:: DATA LINES ::

========================================

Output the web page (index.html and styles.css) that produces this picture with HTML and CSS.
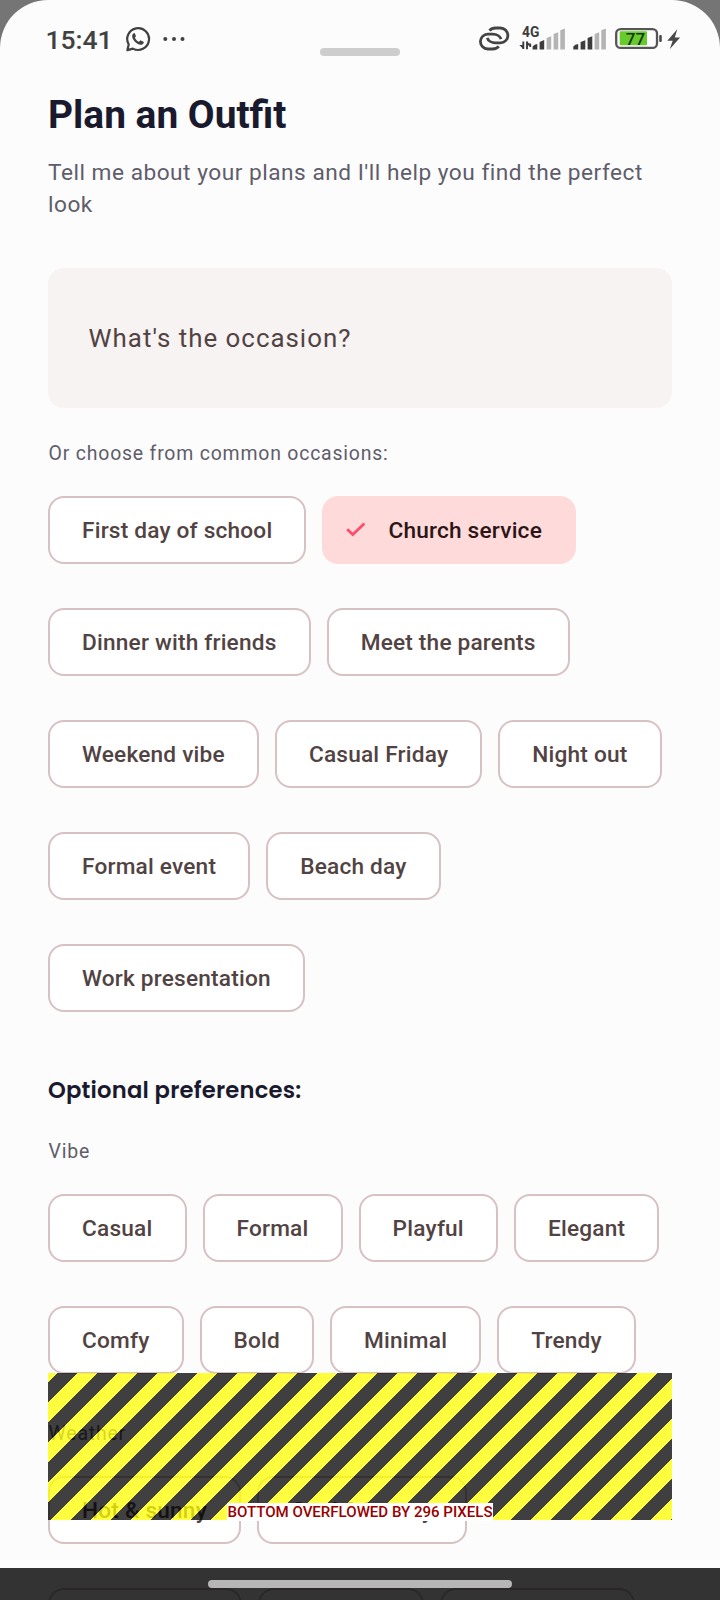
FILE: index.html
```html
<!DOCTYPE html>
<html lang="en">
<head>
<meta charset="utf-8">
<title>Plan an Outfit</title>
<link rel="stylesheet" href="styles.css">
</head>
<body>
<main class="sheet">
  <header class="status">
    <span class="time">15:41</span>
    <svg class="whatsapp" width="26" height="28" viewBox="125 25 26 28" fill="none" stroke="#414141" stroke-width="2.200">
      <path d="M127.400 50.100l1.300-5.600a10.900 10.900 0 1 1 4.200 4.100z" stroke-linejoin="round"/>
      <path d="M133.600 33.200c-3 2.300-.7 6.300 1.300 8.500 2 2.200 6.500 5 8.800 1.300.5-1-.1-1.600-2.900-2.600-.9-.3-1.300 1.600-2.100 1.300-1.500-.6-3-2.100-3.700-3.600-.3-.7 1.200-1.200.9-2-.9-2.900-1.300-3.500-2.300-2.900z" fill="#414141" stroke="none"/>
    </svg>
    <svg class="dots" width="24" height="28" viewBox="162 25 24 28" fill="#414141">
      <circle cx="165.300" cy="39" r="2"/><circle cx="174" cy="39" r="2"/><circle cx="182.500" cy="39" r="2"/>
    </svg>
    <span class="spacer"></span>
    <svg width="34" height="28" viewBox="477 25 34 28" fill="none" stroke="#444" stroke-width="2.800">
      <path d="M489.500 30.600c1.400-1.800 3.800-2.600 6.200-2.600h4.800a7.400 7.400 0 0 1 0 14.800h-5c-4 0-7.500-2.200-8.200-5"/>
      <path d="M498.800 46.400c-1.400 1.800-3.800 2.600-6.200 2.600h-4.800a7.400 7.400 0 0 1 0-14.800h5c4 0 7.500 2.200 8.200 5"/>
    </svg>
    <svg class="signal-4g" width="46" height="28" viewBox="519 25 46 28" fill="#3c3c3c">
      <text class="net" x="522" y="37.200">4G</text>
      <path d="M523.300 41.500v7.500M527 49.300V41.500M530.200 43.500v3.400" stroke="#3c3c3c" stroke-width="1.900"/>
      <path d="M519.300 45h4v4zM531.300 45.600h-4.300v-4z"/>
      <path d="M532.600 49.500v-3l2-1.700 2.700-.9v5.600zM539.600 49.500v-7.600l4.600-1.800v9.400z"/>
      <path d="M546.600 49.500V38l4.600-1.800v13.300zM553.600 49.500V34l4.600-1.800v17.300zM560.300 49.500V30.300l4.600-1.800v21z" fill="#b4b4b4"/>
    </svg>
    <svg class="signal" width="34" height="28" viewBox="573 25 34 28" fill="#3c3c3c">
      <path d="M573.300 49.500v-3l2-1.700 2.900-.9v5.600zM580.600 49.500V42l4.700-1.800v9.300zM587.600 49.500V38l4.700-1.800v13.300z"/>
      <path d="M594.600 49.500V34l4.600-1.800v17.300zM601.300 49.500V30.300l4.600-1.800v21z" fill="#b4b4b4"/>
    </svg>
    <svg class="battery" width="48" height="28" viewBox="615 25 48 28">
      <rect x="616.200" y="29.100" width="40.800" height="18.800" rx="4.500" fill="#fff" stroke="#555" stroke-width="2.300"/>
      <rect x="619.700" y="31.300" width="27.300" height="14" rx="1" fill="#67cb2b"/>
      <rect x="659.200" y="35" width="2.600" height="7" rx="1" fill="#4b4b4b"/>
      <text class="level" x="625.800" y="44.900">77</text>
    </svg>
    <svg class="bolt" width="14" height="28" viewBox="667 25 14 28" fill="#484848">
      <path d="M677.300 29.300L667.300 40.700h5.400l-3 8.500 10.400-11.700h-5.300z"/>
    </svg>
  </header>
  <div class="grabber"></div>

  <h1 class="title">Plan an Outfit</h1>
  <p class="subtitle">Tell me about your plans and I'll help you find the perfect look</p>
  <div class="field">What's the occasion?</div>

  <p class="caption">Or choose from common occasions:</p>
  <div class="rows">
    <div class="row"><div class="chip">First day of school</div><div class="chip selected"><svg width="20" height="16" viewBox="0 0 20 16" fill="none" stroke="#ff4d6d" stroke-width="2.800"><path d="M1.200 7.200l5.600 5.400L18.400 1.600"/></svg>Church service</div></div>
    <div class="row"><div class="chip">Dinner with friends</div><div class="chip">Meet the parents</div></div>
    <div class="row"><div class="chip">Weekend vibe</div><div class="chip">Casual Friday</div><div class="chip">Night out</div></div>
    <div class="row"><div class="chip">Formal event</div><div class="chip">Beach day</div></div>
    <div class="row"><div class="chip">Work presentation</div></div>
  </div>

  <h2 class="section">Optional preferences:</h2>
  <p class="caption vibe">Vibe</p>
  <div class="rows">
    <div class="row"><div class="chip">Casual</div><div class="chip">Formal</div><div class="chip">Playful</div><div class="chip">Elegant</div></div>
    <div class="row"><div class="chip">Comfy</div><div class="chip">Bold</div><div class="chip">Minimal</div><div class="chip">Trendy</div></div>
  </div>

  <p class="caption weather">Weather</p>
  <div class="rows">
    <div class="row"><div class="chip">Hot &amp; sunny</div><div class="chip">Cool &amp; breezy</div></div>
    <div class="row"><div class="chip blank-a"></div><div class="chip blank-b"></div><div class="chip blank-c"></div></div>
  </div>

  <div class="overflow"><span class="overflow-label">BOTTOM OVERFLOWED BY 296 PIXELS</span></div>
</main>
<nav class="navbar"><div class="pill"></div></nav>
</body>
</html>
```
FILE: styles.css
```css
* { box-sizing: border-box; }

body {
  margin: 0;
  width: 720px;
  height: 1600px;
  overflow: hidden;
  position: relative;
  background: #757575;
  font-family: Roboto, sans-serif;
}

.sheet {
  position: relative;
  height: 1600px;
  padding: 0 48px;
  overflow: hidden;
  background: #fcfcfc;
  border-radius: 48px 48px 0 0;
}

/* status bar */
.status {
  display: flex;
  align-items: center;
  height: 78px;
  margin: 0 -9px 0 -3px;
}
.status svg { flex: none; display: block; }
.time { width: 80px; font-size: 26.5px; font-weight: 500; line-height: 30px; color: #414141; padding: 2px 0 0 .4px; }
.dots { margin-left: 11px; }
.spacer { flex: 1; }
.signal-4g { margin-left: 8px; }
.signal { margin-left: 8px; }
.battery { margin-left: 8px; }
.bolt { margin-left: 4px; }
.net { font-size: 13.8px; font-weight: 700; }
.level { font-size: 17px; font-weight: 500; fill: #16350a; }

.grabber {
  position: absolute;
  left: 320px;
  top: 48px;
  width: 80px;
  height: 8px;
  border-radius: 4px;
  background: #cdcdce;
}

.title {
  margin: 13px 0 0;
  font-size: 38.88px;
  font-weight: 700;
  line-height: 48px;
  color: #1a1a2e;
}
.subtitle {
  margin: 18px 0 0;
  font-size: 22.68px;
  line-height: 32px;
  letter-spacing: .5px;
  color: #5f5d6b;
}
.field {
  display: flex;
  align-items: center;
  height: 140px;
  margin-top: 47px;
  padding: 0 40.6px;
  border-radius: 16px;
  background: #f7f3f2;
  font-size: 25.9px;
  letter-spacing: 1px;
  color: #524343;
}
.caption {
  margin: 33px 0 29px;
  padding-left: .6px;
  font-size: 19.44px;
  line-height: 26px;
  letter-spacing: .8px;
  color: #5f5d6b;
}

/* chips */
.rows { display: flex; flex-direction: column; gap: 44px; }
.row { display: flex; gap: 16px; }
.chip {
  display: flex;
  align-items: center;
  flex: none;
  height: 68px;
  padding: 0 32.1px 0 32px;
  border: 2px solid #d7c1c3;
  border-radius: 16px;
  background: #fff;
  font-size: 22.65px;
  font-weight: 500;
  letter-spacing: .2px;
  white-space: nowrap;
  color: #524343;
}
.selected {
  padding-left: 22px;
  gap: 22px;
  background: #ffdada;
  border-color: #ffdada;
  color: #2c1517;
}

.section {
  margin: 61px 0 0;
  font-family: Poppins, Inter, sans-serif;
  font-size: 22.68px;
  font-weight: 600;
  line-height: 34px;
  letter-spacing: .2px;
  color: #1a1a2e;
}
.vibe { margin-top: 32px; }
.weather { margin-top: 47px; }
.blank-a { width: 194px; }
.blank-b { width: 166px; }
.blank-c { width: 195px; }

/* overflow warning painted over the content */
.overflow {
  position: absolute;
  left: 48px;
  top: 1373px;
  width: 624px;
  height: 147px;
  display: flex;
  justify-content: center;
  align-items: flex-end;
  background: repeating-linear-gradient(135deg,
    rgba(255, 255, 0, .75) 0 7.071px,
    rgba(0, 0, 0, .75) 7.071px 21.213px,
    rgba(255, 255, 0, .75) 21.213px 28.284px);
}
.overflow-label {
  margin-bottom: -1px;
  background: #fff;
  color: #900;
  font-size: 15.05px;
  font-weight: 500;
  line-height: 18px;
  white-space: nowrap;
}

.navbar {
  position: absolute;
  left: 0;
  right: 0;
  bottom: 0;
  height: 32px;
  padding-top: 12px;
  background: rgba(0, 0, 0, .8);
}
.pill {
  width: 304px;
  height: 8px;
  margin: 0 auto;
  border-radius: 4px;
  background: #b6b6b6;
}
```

========================================

:: PROBLEM TO SOLVE ::
How many lines of the data hold the string "index"? Reply with the number alone.

:: ANSWER TO THE EXERCISE ::
2